UN secretary-general urges Hamas and Israel to ‘step back from brink of another devastating conflict’

Ahram Online , Sunday 22 Jul 2018

Guterres
FILE PHOTO: U.N. Secretary General Antonio Guterres speaks during his visit to the United Nations School in San Jose, Costa Rica July 16, 2018. REUTERS

UN Secretary-General António Guterres expressed on Sunday his concern over the escalation between Hamas and Israel in Gaza on Saturday.

"I am gravely concerned over the dangerous escalation of violence in Gaza and southern Israel,” said Guterres in a statement.

“I deeply regret the loss of life. It is imperative that all sides urgently step back from the brink of another devastating conflict,” he added.

Weekly clashes at the Israel-Gaza border have kept tensions high for months. At least 149 Palestinians have been killed by Israeli occupation forces during protests at the frontier held every week since March.

The surge in violence comes as Palestinian hopes for an independent state have dwindled and peace talks remain stalled. Gaza, which home to 2 million people, most of whom depend on foreign aid, has been under Israeli economic sanctions for 12 years.

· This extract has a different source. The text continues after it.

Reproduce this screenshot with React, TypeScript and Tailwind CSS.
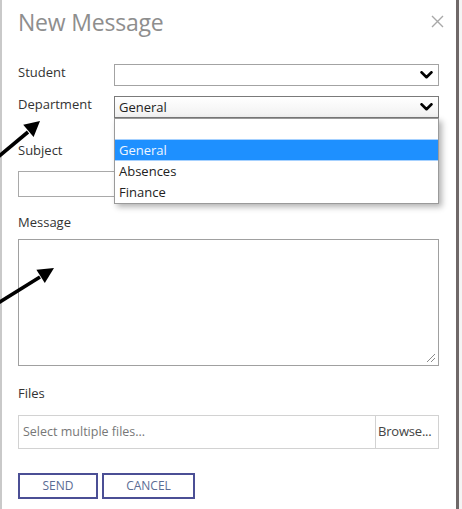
import React from "react";

function Chevron() {
  return (
    <svg width="13" height="8" viewBox="0 0 13 8" className="shrink-0">
      <path d="M1.5 1.3 L6.5 6.2 L11.5 1.3" stroke="#000" strokeWidth="2.6" fill="none" strokeLinecap="round" strokeLinejoin="round" />
    </svg>
  );
}

function CloseIcon() {
  return (
    <svg width="13" height="13" viewBox="0 0 13 13">
      <path d="M1 1 L12 12 M12 1 L1 12" stroke="#a8a8a8" strokeWidth="1.4" />
    </svg>
  );
}

function ResizeGrip() {
  return (
    <svg width="12" height="12" viewBox="0 0 12 12" className="absolute right-[2px] bottom-[2px]">
      <path d="M11 3 L3 11 M11 7 L7 11" stroke="#8a8a8a" strokeWidth="1" />
    </svg>
  );
}

// Annotation arrows drawn over the form
function Arrows() {
  return (
    <svg width="462" height="509" className="absolute left-0 top-0 pointer-events-none">
      <line x1="-2" y1="157" x2="28" y2="132" stroke="#000" strokeWidth="3.6" />
      <polygon points="40,121 33.6,137 23.2,124.8" fill="#000" />
      <line x1="-2" y1="303" x2="40" y2="277" stroke="#000" strokeWidth="3.6" />
      <polygon points="54,268 44.8,283 36.4,269.8" fill="#000" />
    </svg>
  );
}

export default function App() {
  return (
    <div className="relative w-[462px] h-[509px] overflow-hidden bg-[#f4f4f4] font-['Open_Sans',sans-serif] text-[#333]">
      <div className="w-[459px] h-[509px] bg-white border-l-2 border-l-[#c9c9c9] border-r-[3px] border-r-[#6f6868] pl-[16px] pr-[17px] flex flex-col">
        {/* Header */}
        <div className="flex items-start justify-between pt-[6px]">
          <div className="text-[23px] leading-[32px] text-[#8e8e8e] tracking-[-0.2px]">New Message</div>
          <div className="pt-[9px] mr-[-5px]">
            <CloseIcon />
          </div>
        </div>

        {/* Student */}
        <div className="flex mt-[26px] h-[22px]">
          <div className="w-[96px] text-[13px] leading-[17px]">Student</div>
          <div className="flex-1 border border-[#a3a3a3] flex items-center justify-end pr-[5px]">
            <Chevron />
          </div>
        </div>

        {/* Department with open list */}
        <div className="relative flex mt-[10px] h-[22px]">
          <div className="w-[96px] text-[13px] leading-[17px]">Department</div>
          <div className="flex-1 border border-[#7a7a7a] bg-gradient-to-b from-white to-[#f1f1f1] flex items-center justify-between pl-[4px] pr-[5px]">
            <span className="text-[13px] leading-[20px] text-[#222]">General</span>
            <Chevron />
          </div>
          <div className="absolute left-[96px] right-0 top-[22px] z-10 bg-white border border-[#9a9a9a] shadow-[3px_3px_6px_rgba(0,0,0,0.3)] text-[13px] text-[#222]">
            <div className="h-[20px]" />
            <div className="h-[22px] leading-[21px] pl-[4px] bg-[#1e90ff] border-y border-[#a6d1ff] text-[#eef6ff]">General</div>
            <div className="h-[21px] leading-[21px] pl-[4px]">Absences</div>
            <div className="h-[21px] leading-[21px] pl-[4px]">Finance</div>
          </div>
        </div>

        {/* Subject */}
        <div className="mt-[24px] text-[13px] leading-[17px]">Subject</div>
        <div className="mt-[12px] h-[26px] border border-[#a9a9a9]" />

        {/* Message */}
        <div className="mt-[17px] text-[13px] leading-[17px]">Message</div>
        <div className="relative mt-[8px] h-[127px] border border-[#a0a0a0]">
          <ResizeGrip />
        </div>

        {/* Files */}
        <div className="mt-[19px] text-[13px] leading-[17px]">Files</div>
        <div className="mt-[13px] h-[34px] border border-[#d2d2d2] flex">
          <div className="flex-1 flex items-center pl-[4px] text-[12.5px] text-[#777]">Select multiple files...</div>
          <div className="w-[63px] border-l border-[#d2d2d2] flex items-center pl-[2px] text-[13px] text-[#444] tracking-[-0.2px]">Browse...</div>
        </div>

        {/* Actions */}
        <div className="mt-[24px] flex gap-[4px]">
          <button className="w-[80px] h-[26px] border-2 border-[#4b4f95] text-[12px] text-[#5a6c94] flex items-center justify-center">SEND</button>
          <button className="w-[93px] h-[26px] border-2 border-[#4b4f95] text-[12px] text-[#5a6c94] flex items-center justify-center">CANCEL</button>
        </div>
      </div>
      <Arrows />
    </div>
  );
}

On Friday, Palestinian gunmen killed an Israeli soldier and the Israeli military launched dozens of strikes that killed three Hamas fighters, according to media reports. A fourth Palestinian was killed by Israeli gunfire during a protest near the border.

In the statement, Guterres called on Hamas and other Palestinian militants in Gaza to cease the launching of rockets and incendiary kites along the enclave’s border fence. He also said Israel must exercise restraint to avoid further inflaming the situation.

“Any further escalation will endanger the lives of Palestinians and Israelis alike, deepen the humanitarian catastrophe in Gaza and undermine current efforts to improve livelihoods and support the return of the Palestinian Authority to Gaza,” he said.

The secretary-general also encouraged all parties to engage with the UN, and particularly his Special Coordinator Nickolay Mladenov and work to find “a way out of this dangerous situation.”

Palestinians in Gaza have for months been demonstrating against Israel's decade-long blockade of the territory and in support of their right to return to lands they fled or were driven from during the war surrounding the creation of Israel in 1948.

In the wake of the ‘Great March of Return’ demonstrations, which started on 30 March, Gaza’s already overstretched health sector has been struggling to cope with the mass influx of Palestinian casualties.

The blockade is worsening humanitarian conditions in Gaza, which human rights advocates have described as collective punishment of the Palestinians living in the strip.

The Gaza Strip faces an unprecedented humanitarian crisis, caused by over 10 years of Israeli blockade, alongside an internal Palestinian divide, which worsened in 2017, according to the United Nations Office for the Coordination of Humanitarian Affairs (OCHA).